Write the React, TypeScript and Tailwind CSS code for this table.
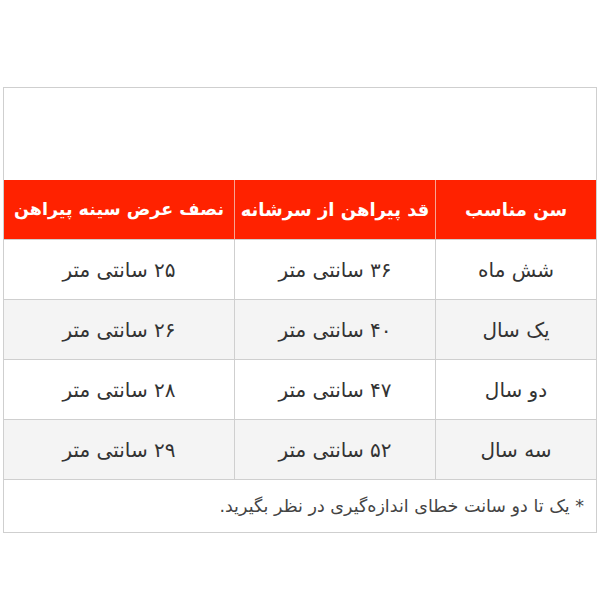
import React from 'react';

const rows = [
  { age: 'شش ماه', height: '۳۶ سانتی متر', chest: '۲۵ سانتی متر' },
  { age: 'یک سال', height: '۴۰ سانتی متر', chest: '۲۶ سانتی متر' },
  { age: 'دو سال', height: '۴۷ سانتی متر', chest: '۲۸ سانتی متر' },
  { age: 'سه سال', height: '۵۲ سانتی متر', chest: '۲۹ سانتی متر' },
];

export default function App() {
  return (
    <div
      className="w-[600px] h-[600px] bg-white pt-[87px] pl-[3px]"
      style={{ fontFamily: '"DejaVu Sans", "Liberation Sans", sans-serif' }}
    >
      <table dir="rtl" className="w-[593px] border-collapse border border-[#cfcfcf] table-fixed">
        <colgroup>
          <col className="w-[161px]" />
          <col className="w-[201px]" />
          <col className="w-[231px]" />
        </colgroup>
        <tbody>
          <tr>
            <td colSpan={3} className="h-[92px] bg-white"></td>
          </tr>
          <tr className="bg-[#ff2200] text-white">
            <th className="h-[60px] font-bold text-[18px] border-l border-[#f7a493]">سن مناسب</th>
            <th className="h-[60px] font-bold text-[18px] border-l border-[#f7a493]">قد پیراهن از سرشانه</th>
            <th className="h-[60px] font-bold text-[17.5px]">نصف عرض سینه پیراهن</th>
          </tr>
          {rows.map((r, i) => (
            <tr key={i} className={i % 2 === 1 ? 'bg-[#f4f4f4]' : 'bg-white'}>
              <td className="h-[60px] text-center text-[20px] text-[#333] border border-[#cfcfcf]">{r.age}</td>
              <td className="h-[60px] text-center text-[20px] text-[#333] border border-[#cfcfcf]">{r.height}</td>
              <td className="h-[60px] text-center text-[20px] text-[#333] border border-[#cfcfcf]">{r.chest}</td>
            </tr>
          ))}
          <tr>
            <td colSpan={3} className="h-[53px] pr-[12px] text-right text-[17.5px] text-[#444] border border-[#cfcfcf]">
              * یک تا دو سانت خطای اندازه‌گیری در نظر بگیرید.
            </td>
          </tr>
        </tbody>
      </table>
    </div>
  );
}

******

WHAT THE TASK ASKS ▸ Without including any pictures, reproduce the listing exactly.

WORKED SOLUTION ▸
Write the React, TypeScript and Tailwind CSS code for this table.
import React from 'react';

const rows = [
  { age: 'شش ماه', height: '۳۶ سانتی متر', chest: '۲۵ سانتی متر' },
  { age: 'یک سال', height: '۴۰ سانتی متر', chest: '۲۶ سانتی متر' },
  { age: 'دو سال', height: '۴۷ سانتی متر', chest: '۲۸ سانتی متر' },
  { age: 'سه سال', height: '۵۲ سانتی متر', chest: '۲۹ سانتی متر' },
];

export default function App() {
  return (
    <div
      className="w-[600px] h-[600px] bg-white pt-[87px] pl-[3px]"
      style={{ fontFamily: '"DejaVu Sans", "Liberation Sans", sans-serif' }}
    >
      <table dir="rtl" className="w-[593px] border-collapse border border-[#cfcfcf] table-fixed">
        <colgroup>
          <col className="w-[161px]" />
          <col className="w-[201px]" />
          <col className="w-[231px]" />
        </colgroup>
        <tbody>
          <tr>
            <td colSpan={3} className="h-[92px] bg-white"></td>
          </tr>
          <tr className="bg-[#ff2200] text-white">
            <th className="h-[60px] font-bold text-[18px] border-l border-[#f7a493]">سن مناسب</th>
            <th className="h-[60px] font-bold text-[18px] border-l border-[#f7a493]">قد پیراهن از سرشانه</th>
            <th className="h-[60px] font-bold text-[17.5px]">نصف عرض سینه پیراهن</th>
          </tr>
          {rows.map((r, i) => (
            <tr key={i} className={i % 2 === 1 ? 'bg-[#f4f4f4]' : 'bg-white'}>
              <td className="h-[60px] text-center text-[20px] text-[#333] border border-[#cfcfcf]">{r.age}</td>
              <td className="h-[60px] text-center text-[20px] text-[#333] border border-[#cfcfcf]">{r.height}</td>
              <td className="h-[60px] text-center text-[20px] text-[#333] border border-[#cfcfcf]">{r.chest}</td>
            </tr>
          ))}
          <tr>
            <td colSpan={3} className="h-[53px] pr-[12px] text-right text-[17.5px] text-[#444] border border-[#cfcfcf]">
              * یک تا دو سانت خطای اندازه‌گیری در نظر بگیرید.
            </td>
          </tr>
        </tbody>
      </table>
    </div>
  );
}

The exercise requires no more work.